Book Review: The Gravity of Birds

May 18, 2016 20:46

I don't think I've ever openly cried while reading a book. If I try to search into my memories, I can't recall a moment I wasn't able to read something because my eyes were full of tears... Until now.

This book is a piece of art (not pun intended sonce is the story of a painter xD). I'm so glad I picked it up because of its pretty cover. I read the back and it got me intrigued, but it's what I've found in its first pages that bewitched me to the point I lost track of time. For the past two night I went to sleep way after 2 am.

The story is beautifully written, the characters are crazy interesting and the descriptions of places and and things create a picture so vivid that you can actually see what the writer saw.

You simply have to read it!



The Gravity of Birds

Originally published: 2013
Author: Tracy Guzeman
Genres: Fiction
(reading time: May 13 - May 18)
★★★★★

August 1963. Alice (14) and Natalie (17) are vacationing in Upstate New York with their parents at a cabin on a lake that they rend every year. Alice is a quite child who loves books and birds and she loves to spend her days reading by the lake or observing birds and taking notes and draw them. Natalie is a beautiful girl who - as every teenager - is mad at the world. She knows she's pretty and she likes to be desired and make boys do whatever they can to please her. This summer something very unexpected happens when Thomas (28) - a young painter - moves in the cabin next door. Thomas is extremely talented and gifted and he knows it. He thinks his talent can allow him to do and act the way he wants. Alice falls in love with him but she is well aware of the age difference, but she loves spending time with him. One day she goes visit him, she has with her a book of poems she wants him to see, there is a poem she wants him to help her with:

No Voyage
I wake earlier, now that the birds have come
And sing in the unfailing trees.
On a cot by an open window
I lie like land used up, while spring unfolds.

Now of all voyagers I remember, who among them
Did not board ship with grief among their maps?-
Till it seemed men never go somewhere, they only leave
Wherever they are, when the dying begins.

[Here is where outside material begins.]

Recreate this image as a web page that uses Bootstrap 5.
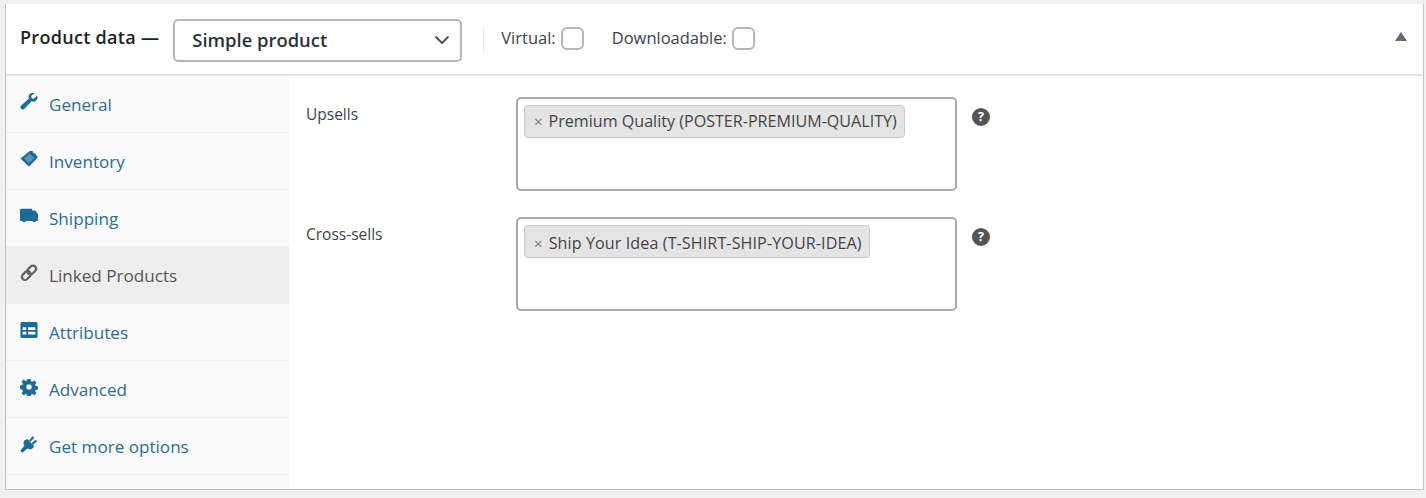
<!DOCTYPE html>
<html lang="en">
<head>
<meta charset="UTF-8" />
<title>Product data</title>
<link href="https://cdn.jsdelivr.net/npm/bootstrap@5.3.0/dist/css/bootstrap.min.css" rel="stylesheet" />
<style>
  html, body { height: 498px; overflow: hidden; }
  body { background: #f0f0f1; font-family: "Open Sans", "Noto Sans", sans-serif; color: #3c434a; padding: 4px 2px 8px 5px; font-size: 15.5px; }
  .pd-panel { background: #fff; height: 486px; border-left: 1px solid #c3c4c7; border-right: 1px solid #c3c4c7; border-bottom: 1px solid #c3c4c7; }
  .pd-head { height: 72px; border-bottom: 2px solid #e5e5e5; padding: 0 16px 0 14px; color: #1d2327; }
  .pd-title { font-weight: 600; font-size: 18px; letter-spacing: .3px; margin-right: 14px; margin-top: -4px; }
  .pd-select { width: 289px; height: 43px; border: 2px solid #b4b6b9; border-radius: 5px; padding: 0 10px 0 17px; font-weight: 600; font-size: 18.4px; color: #2c3338; margin-top: 2px; }
  .pd-sep { width: 1px; height: 24px; background: #e4e4e4; margin: 0 17px 0 21px; }
  .pd-check { font-size: 16.5px; color: #3c434a; font-weight: 500; margin-right: 28px; margin-top: -2px; }
  .pd-box { width: 23px; height: 23px; border: 2px solid #b4b6b9; border-radius: 6px; margin-left: 5px; }
  .pd-caret { width: 0; height: 0; border-left: 6px solid transparent; border-right: 6px solid transparent; border-bottom: 9px solid #646970; margin-top: -6px; }
  .pd-side { width: 283px; background: #fafafa; height: 412px; }
  .pd-tab { height: 57px; border-bottom: 1px solid #eee; padding: 2px 0 0 14px; color: #2b6d8f; text-decoration: none; font-size: 17.1px; gap: 11px; }
  .pd-tab svg { width: 18px; height: 18px; fill: #1c6a96; stroke: none; flex: none; margin-top: -6px; }
  .pd-tab.pd-active { background: #eee; color: #555; border-bottom-color: #eee; }
  .pd-tab.pd-active svg { fill: #555; }
  .pd-body { padding: 21px 0 0 17px; }
  .pd-field { margin-bottom: 26px; }
  .pd-label { width: 210px; font-size: 15.5px; color: #3c434a; padding-top: 6px; }
  .pd-multi { width: 441px; height: 94px; border: 2px solid #a7aaad; border-radius: 5px; padding: 6px; }
  .pd-chip { background: #e4e4e4; border: 1px solid #c8c8c8; border-radius: 4px; height: 33px; padding: 0 7px 0 9px; font-size: 16.1px; color: #444; gap: 6px; }
  .pd-chip-low { letter-spacing: .1px; padding-top: 3px; }
  .pd-x { color: #777; font-size: 15px; }
  .pd-help { width: 18px; height: 18px; border-radius: 50%; background: #555; color: #fff; font-size: 12.5px; font-weight: 700; margin: 11px 0 0 15px; }
</style>
</head>
<body>
<div class="pd-panel">
  <div class="pd-head d-flex align-items-center">
    <span class="pd-title">Product data —</span>
    <div class="pd-select d-flex align-items-center justify-content-between">
      <span>Simple product</span>
      <svg width="16" height="10" viewBox="0 0 16 10"><path d="M1.500 1.500 8 8l6.500-6.500" fill="none" stroke="#50575e" stroke-width="2"/></svg>
    </div>
    <span class="pd-sep"></span>
    <label class="pd-check d-flex align-items-center">Virtual:<span class="pd-box"></span></label>
    <label class="pd-check d-flex align-items-center">Downloadable:<span class="pd-box"></span></label>
    <span class="pd-caret ms-auto"></span>
  </div>
  <div class="d-flex">
    <div class="pd-side d-flex flex-column">
      <a href="#" class="pd-tab d-flex align-items-center">
        <svg viewBox="0 0 20 20"><path d="M19 2.800 15.400 6.400 13 5.700 12.400 3.300 16 .4C13.600-.6 10.900.3 10 2.200c-.6 1.300-.6 2.700 0 4L1.400 13.800C.2 15 .3 16.600 1.300 17.500c1 1 2.500 1 3.600-.1L12.800 9.300c1.800.6 3.800.3 5.200-1 1.500-1.300 1.800-3.600 1-5.500z"/></svg>General
      </a>
      <a href="#" class="pd-tab d-flex align-items-center">
        <svg viewBox="0 0 20 20"><path d="M11 1h3l1 2.500h1.500L19.800 8 10 18.500 .5 9.500z"/><path d="M10.800 4.200 15.800 8.500 10 14.800 4.500 9.400z" fill="#5b93b5"/></svg>Inventory
      </a>
      <a href="#" class="pd-tab d-flex align-items-center">
        <svg viewBox="0 0 20 20"><path d="M1 2h12.500v2H16.800L20 8v6.500a1 1 0 0 1-1 1h-1.200a2 2 0 0 1-3.900 0H6.500a2 2 0 0 1-3.900 0H1a1 1 0 0 1-1-1V3a1 1 0 0 1 1-1z"/></svg>Shipping
      </a>
      <a href="#" class="pd-tab pd-active d-flex align-items-center">
        <svg viewBox="0 0 20 20"><g fill="none" stroke="#666" stroke-width="2.600"><rect x="9.500" y="1.200" width="7" height="11" rx="3.500" transform="rotate(45 13 6.700)"/><rect x="3.500" y="7.300" width="7" height="11" rx="3.500" transform="rotate(45 7 12.800)"/></g></svg>Linked Products
      </a>
      <a href="#" class="pd-tab d-flex align-items-center">
        <svg viewBox="0 0 20 20"><path fill-rule="evenodd" d="M2 1h16a1.500 1.500 0 0 1 1.500 1.500v15A1.500 1.500 0 0 1 18 19H2a1.500 1.500 0 0 1-1.500-1.500v-15A1.500 1.500 0 0 1 2 1zM3 7v3h4V7zM9 7v3h8V7zM3 12v3h4v-3zM9 12v3h8v-3z"/></svg>Attributes
      </a>
      <a href="#" class="pd-tab d-flex align-items-center">
        <svg viewBox="0 0 20 20"><path fill-rule="evenodd" d="M8.300 1h3.400l.5 2.600 1.500.6 2.200-1.500 2.400 2.400-1.500 2.200.6 1.500 2.600.5v3.400l-2.600.5-.6 1.500 1.500 2.200-2.400 2.400-2.200-1.500-1.500.6-.5 2.600H8.300l-.5-2.600-1.500-.6-2.200 1.500-2.400-2.400 1.500-2.200-.6-1.500L0 11.700V8.300l2.600-.5.6-1.500-1.500-2.200 2.400-2.400 2.200 1.500 1.500-.6zM10 7a3 3 0 1 0 0 6 3 3 0 0 0 0-6z"/></svg>Advanced
      </a>
      <a href="#" class="pd-tab d-flex align-items-center">
        <svg viewBox="0 0 20 20"><path d="M8 4.500 15.500 12c-.4 2-1.700 3.300-3.500 3.700-1.500.3-2.800 0-4-.8L3.200 19.500 1 18.800l-.3-2.200L5 12C4 10.800 3.600 9.400 4 8c.4-1.700 2-3.100 4-3.500z"/><path d="M10 6 14 1.500 15.800 3 11.700 7.600zM13 9 17.500 5.200 19 7 14.600 10.800z"/></svg>Get more options
      </a>
    </div>
    <div class="pd-body flex-grow-1">
      <div class="pd-field d-flex align-items-start">
        <div class="pd-label">Upsells</div>
        <div class="pd-multi">
          <span class="pd-chip d-inline-flex align-items-center"><span class="pd-x">×</span>Premium Quality (POSTER-PREMIUM-QUALITY)</span>
        </div>
        <span class="pd-help d-flex align-items-center justify-content-center">?</span>
      </div>
      <div class="pd-field d-flex align-items-start">
        <div class="pd-label">Cross-sells</div>
        <div class="pd-multi">
          <span class="pd-chip pd-chip-low d-inline-flex align-items-center"><span class="pd-x">×</span>Ship Your Idea (T-SHIRT-SHIP-YOUR-IDEA)</span>
        </div>
        <span class="pd-help d-flex align-items-center justify-content-center">?</span>
      </div>
    </div>
  </div>
</div>
<script src="https://cdn.jsdelivr.net/npm/bootstrap@5.3.0/dist/js/bootstrap.bundle.min.js"></script>
</body>
</html>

For myself, I find my wanting life
Implores no novelty and no disguise of distance;
Where, in what country, might I put down these thoughts,
Who still am citizen of this fallen city?

On a cot by an open window, I lie and remember
While the birds in the trees sing of the circle of time.
Let the dying go on, and let me, if I can,
Inherit from disaster before I move.

O, I go to see the great ships ride from harbor,
And my wounds leap with impatience; yet I turn back
To sort the weeping ruins of my house:
Here or nowhere I will make peace with the fact.

They spend the afternoon together and when she leave she forgets her book. She goes back and - while picking up her books, she notices - among the others - a sketch of her sister naked.
Present time Thomas is in his 70s and he is now a famous artist, he calls in his friend Finch (an art professor same age) and tells him he has a painting he wants to sell. Thomas asks Finch to contact Stephen (31) an art authenticator who had some bad luck in his career. Stephen slept with his former boss' wife, and now he's at the bottom of the ladder, and he would do anything to go back to the top. The painting is something unexpected. In the painting we have a young Thomas sitting on a couch with two young girls at his sides, after a first analysis, Stephen notices the painting is actually the central piece of a triptych and he asks where are the two parts that are missing. Thomas confesses the two other pieces are in possession of the two girls: Alice and Natalie, but he doesn't now where they are. Stephen needs this job so he and Finch start looking for the two women.
October 1971. Alice (22) has Rheumatoid Arthritis and she is struggling with her life, so she takes some time away from school and goes to the cabin on the lake to spend some time away from everybody. One afternoon she's out alone on a boat when a sudden storm traps her in the middle of the lake. Thankfully Thomas goes to her rescue. She didn't know he was there and he's the last person she wants to see because, even if 8 years have passed by since the last time she saw him, she still can't forgive him for sleeping with her sister. They fight, they talk, and finally - when Thomas admits he didn't sleep with her - she forgives him. They talk about her condition and how it's affecting her life and her dreams and - in oder to show her she can still be whatever she wants to be he ties his wrist to hers and helps her painting a bird. That little V figure makes her extremely happy and she asks Thomas if they can paint the cabin the way she say it, coming back from the dock in the storm. They never get around that because they find a better way to spend their time together. Alice has never been so happy in her entire life and all she wants to do is spend the rest of her life in bed next to Thomas when she notices a scar on his lower back and she remember something her sister said to her. Thomas lied to her and Alice steals a porcelain bird from Thomas' room (a very important object that Thomas stole from his mother to make her feel the loss he felt when she abandoned him) and disappears.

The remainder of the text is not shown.